Power to the People!
Das Treffen einer Branche, die hier auf dem Rücken von Krieg und Krisen Profite abschöpfen möchte, bleibt nicht unwidersprochen. Bereits seit Monaten plant ein Bündnis aus aktivistischen Gruppen und Nichtregierungsorganisationen Proteste. Die sollen viele Formen annehmen. In den Tagen vor Beginn der Gaskonferenz wird der Yppenplatz in Ottakring zum Austragungsort der «Power to the People»-Konferenz. Der Ort ist bewusst gewählt. Die Öffentlichkeit der Nachbarschaft im Grätzel ist Kontrapunkt zur Verschlossenheit der Gaskonferenz. Erwartet werden Vortragende aus aller Welt. So sind unter anderem Aktive der britischen «Don’t Pay UK»-Kampagne angekündigt, die auf der Insel eine Nichtbezahlungsbewegung gegen überteuerte Strom- und Gasrechnungen aufbauen wollen. Mit «Don’t Gas Africa» hat sich ein Bündnis verschiedener zivilgesellschaftlicher Gruppen vom afrikanischen Kontinent für die Alternativkonferenz angemeldet. Sie wollen «die neoliberale und neokoloniale Seite der EU-Politik in Afrika sichtbar machen», sagt eine Sprecherin der «Power to the People»-Konferenz dem Augustin.

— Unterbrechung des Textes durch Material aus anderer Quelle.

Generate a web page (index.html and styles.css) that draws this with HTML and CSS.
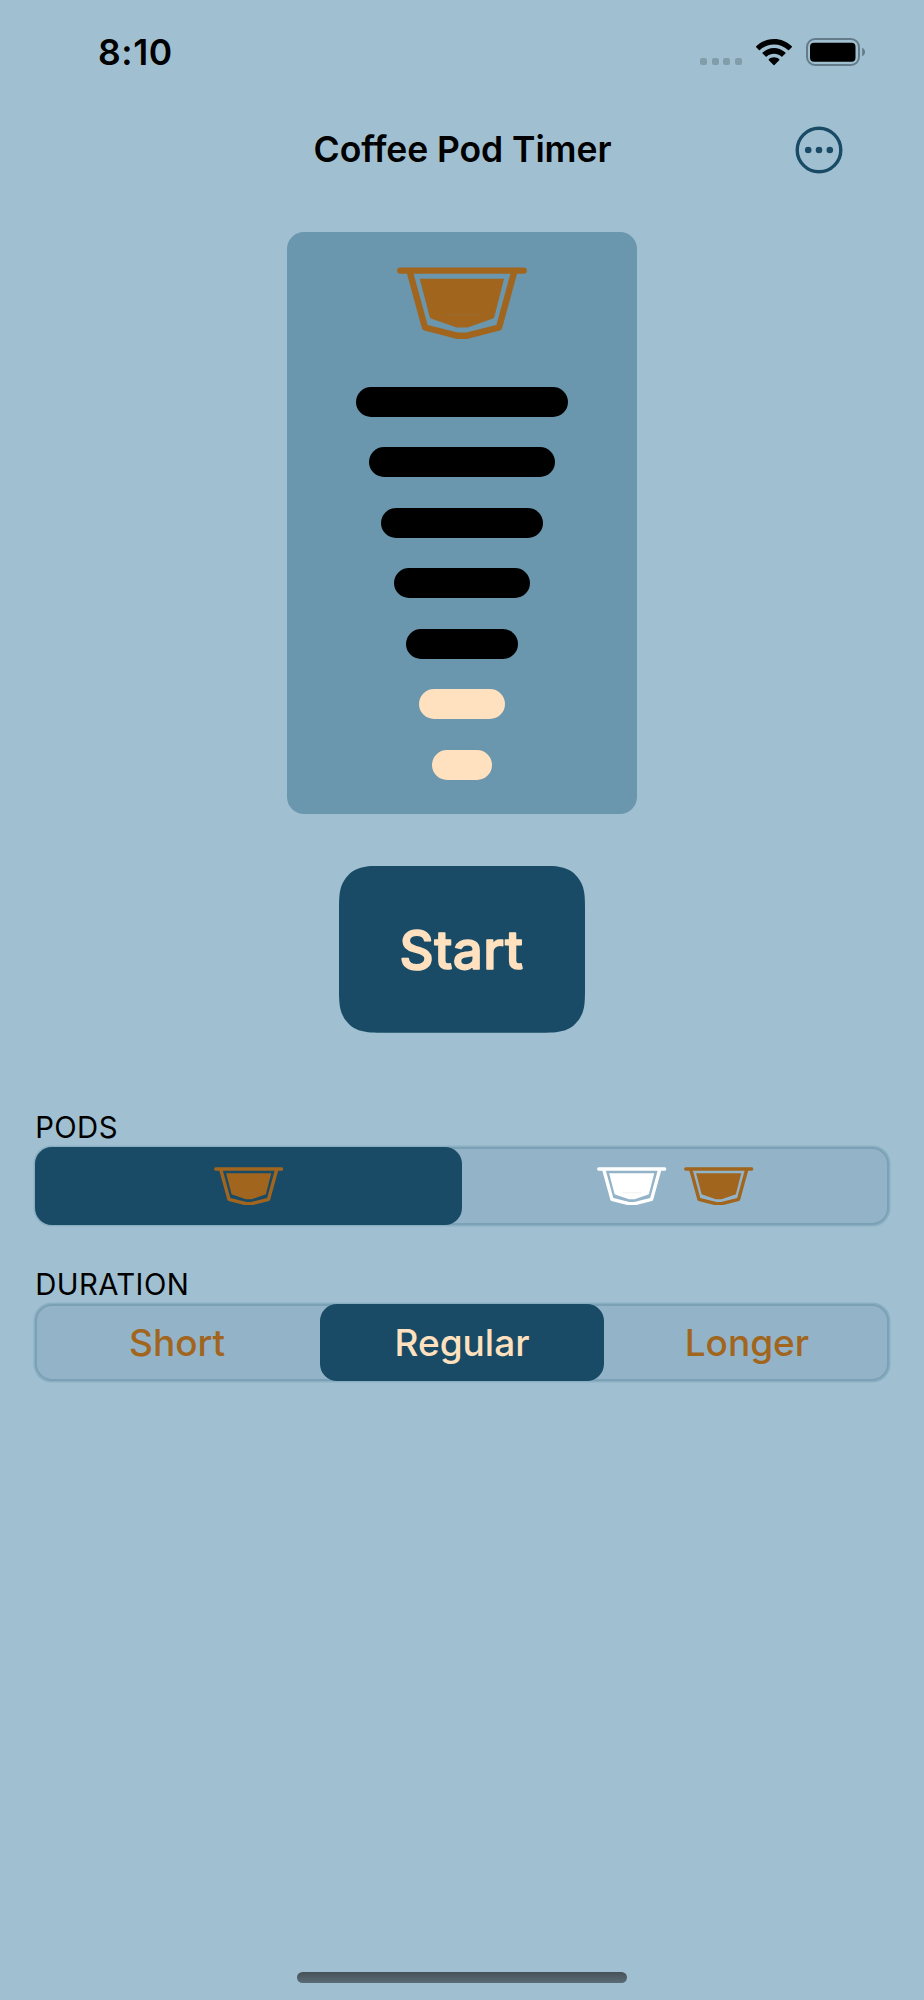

Der Alternativkonferenz folgen Aktionstage. Deren erklärtes Ziel ist es, die «Champagnerparty» auf der Gaskonferenz mittels Aktionen des zivilen Ungehorsams zu «crashen». Gruppen rund um die Klimagerechtigkeitskampagne «Ende Gelände» organisieren bereits Infoveranstaltungen in verschiedenen deutschen Städten, und auch in Polen wird für die Proteste mobilisiert. Mit «System Change not Climate Change» und «Erde Brennt – Uni Besetzen» sind zwei prominente Akteur:innen der Wiener Klimagerechtigkeitsbewegung mit am Start. Die «LobauBleibt»-Bewegung lässt grüßen. Die an der Gaskonferenz teilnehmenden Chief Executives hingegen dürfen sich schon mal warm anziehen. Er wird heiß, der Wiener Frühling.